When I was a little kid. I started playing the clarinet when I was about 6 years old, and I played semiprofessionally for a while. I played in the California All-Youth Symphony, and at one point I was considering going into music, although I wanted to be a conductor. But I rejected that idea at a very young age because, to be the conductor that I wanted to be, I’d have to have had perfect pitch, and I didn’t.

I was first exposed to opera by my parents and their friends when I was about 8 or 9. They figured they were going to put me through one night of torture so that I would at least get exposed to it. So I went, and much to their surprise, I was the one who made them get all the opera tickets from then on. When they didn’t go, I went myself. Those were the days when the San Francisco Opera was coming down to Los Angeles, so I saw really good stuff.

--I understand that you also began designing speakers early on.

I started designing loudspeakers at 9 or 10. Through college I designed all kinds of loudspeakers. I spent hundreds and hundreds of hours in the anechoic chamber at UCLA and closed it down at 1 o’clock in the morning. I just stayed up all night and did measurements.

When I was at the laser lab at Litton, I got together with an electronics guy, John Ulrick, who was designing servo systems for inertial navigation. He was a hi-fi junkie just like me and also loved music. We created a speaker using electrostatic panels and a servo woofer system. We didn’t think a full-range electrostatic could portray an orchestra very well. But with an electro static from about 100 Hz, and a servo woofer system that matched the electrostatic’s speed and distortion characteristics, we thought we would have something.
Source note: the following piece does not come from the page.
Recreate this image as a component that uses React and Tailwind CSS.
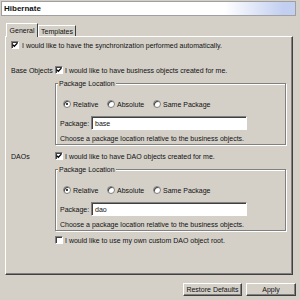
import React from "react";

// 체크박스
function Check({ checked }) {
  return (
    <span className="w-[8px] h-[8px] shrink-0 bg-white border border-t-[#808080] border-l-[#808080] border-r-white border-b-white shadow-[inset_1px_1px_0_#404040] flex items-center justify-center">
      {checked && (
        <svg width="6" height="6" viewBox="0 0 6 6">
          <path d="M0.6 2.6 L2.3 4.3 L5.4 1.1" stroke="black" strokeWidth="1.3" fill="none" />
        </svg>
      )}
    </span>
  );
}

// 라디오 버튼
function Radio({ selected, label, width }) {
  return (
    <div className={`flex items-center gap-[2px] ${width}`}>
      <span className="w-[8px] h-[8px] shrink-0 rounded-full bg-white border border-[#808080] shadow-[inset_1px_1px_0_#404040] flex items-center justify-center">
        {selected && <span className="w-[2px] h-[2px] rounded-full bg-black" />}
      </span>
      <span>{label}</span>
    </div>
  );
}

// 패키지 위치 그룹
function PackageGroup({ value }) {
  return (
    <div className="relative ml-[49px] mt-[7px] w-[231px] h-[62px] border border-[#808080] shadow-[1px_1px_0_white,inset_1px_1px_0_white]">
      <span className="absolute left-[2px] top-[-4px] px-[1px] bg-[#d4d0c8] leading-[7px]">Package Location</span>
      <div className="flex items-center h-[12px] mt-[14px] pl-[7px]">
        <Radio selected label="Relative" width="w-[44px]" />
        <Radio label="Absolute" width="w-[46px]" />
        <Radio label="Same Package" width="" />
      </div>
      <div className="flex items-center h-[14px] mt-[6px] pl-[4px]">
        <span className="w-[31px]">Package:</span>
        <div className="w-[156px] h-[14px] bg-white border border-t-[#808080] border-l-[#808080] border-r-white border-b-white shadow-[inset_1px_1px_0_#404040] flex items-center pl-[3px]">
          {value}
        </div>
      </div>
      <div className="flex items-center h-[10px] mt-[3px] pl-[4px]">
        Choose a package location relative to the business objects.
      </div>
    </div>
  );
}

export default function App() {
  return (
    <div className="w-[300px] h-[300px] bg-[#d4d0c8] font-['Liberation_Sans',Arial,sans-serif] text-[7px] leading-none text-[#111] overflow-hidden">
      {/* 제목 */}
      <div className="ml-[1px] mt-[1px] w-[295px] h-[15px] border border-[#a0a0a0] bg-[linear-gradient(to_right,#ffffff_76%,#c2cff0_96%)] flex items-center pl-[2px]">
        <span className="font-bold text-[8px]">Hibernate</span>
      </div>

      {/* 탭 */}
      <div className="flex items-start h-[13px] mt-[7px] pl-[6px]">
        <div className="relative z-10 w-[32px] h-[14px] bg-[#d4d0c8] border-t border-l border-white border-r border-r-[#404040] flex items-center justify-center">
          General
        </div>
        <div className="mt-[2px] w-[38px] h-[11px] border-t border-l border-white border-r border-r-[#404040] flex items-center justify-center">
          Templates
        </div>
      </div>

      {/* 패널 */}
      <div className="ml-[5px] w-[288px] h-[239px] border border-t-white border-l-white border-r-[#404040] border-b-[#404040] shadow-[inset_-1px_-1px_0_#808080]">
        <div className="flex items-center gap-[3px] h-[12px] mt-[2px] pl-[5px]">
          <Check checked />
          <span>I would like to have the synchronization performed automatically.</span>
        </div>

        <div className="flex items-center h-[12px] mt-[13px] pl-[5px]">
          <span className="w-[44px]">Base Objects</span>
          <Check checked />
          <span className="ml-[2px]">I would like to have business objects created for me.</span>
        </div>
        <PackageGroup value="base" />

        <div className="flex items-center h-[12px] mt-[5px] pl-[5px]">
          <span className="w-[44px]">DAOs</span>
          <Check checked />
          <span className="ml-[2px]">I would like to have DAO objects created for me.</span>
        </div>
        <PackageGroup value="dao" />

        <div className="flex items-center h-[12px] mt-[3px] pl-[49px]">
          <Check />
          <span className="ml-[2px]">I would like to use my own custom DAO object root.</span>
        </div>
      </div>

      {/* 버튼 */}
      <div className="flex justify-end gap-[4px] mt-[8px] pr-[4px]">
        <button className="w-[59px] h-[13px] border border-t-white border-l-white border-r-[#404040] border-b-[#404040] shadow-[inset_-1px_-1px_0_#808080] flex items-center justify-center">
          Restore Defaults
        </button>
        <button className="w-[50px] h-[13px] border border-t-white border-l-white border-r-[#404040] border-b-[#404040] shadow-[inset_-1px_-1px_0_#808080] flex items-center justify-center">
          Apply
        </button>
      </div>
    </div>
  );
}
--There was no such hybrid in those days, was there?

No. There were no servo systems either. There had been writings about theoretical servo systems that could be done this way or that way, and we came up with our own way. We made them much better subsequently, but we found that, indeed, there was a huge improvement over any existing bass system. The servo system’s enclosure was about 20 inches per side, and it had an 18-inch woofer in it. We compared it with a four-thirds Klipschorn, a speaker 1.5x the size of a normal Klipschorn that I had made my self, also using an 18-inch woofer. In our judgment, the new system was far better. The four-thirds Klipschorn had previously been my reference, so we realized we had opened up a whole new area of bass reproduction.

And new pricing territory. Your first speaker system, the Servo Statik, sold for about $2,000, which made it the most expensive loudspeaker of its day. It actually cost 30% or 40% more than the next most expensive model. What did people in a world that hadn’t known such a thing expect from a speaker that cost so much?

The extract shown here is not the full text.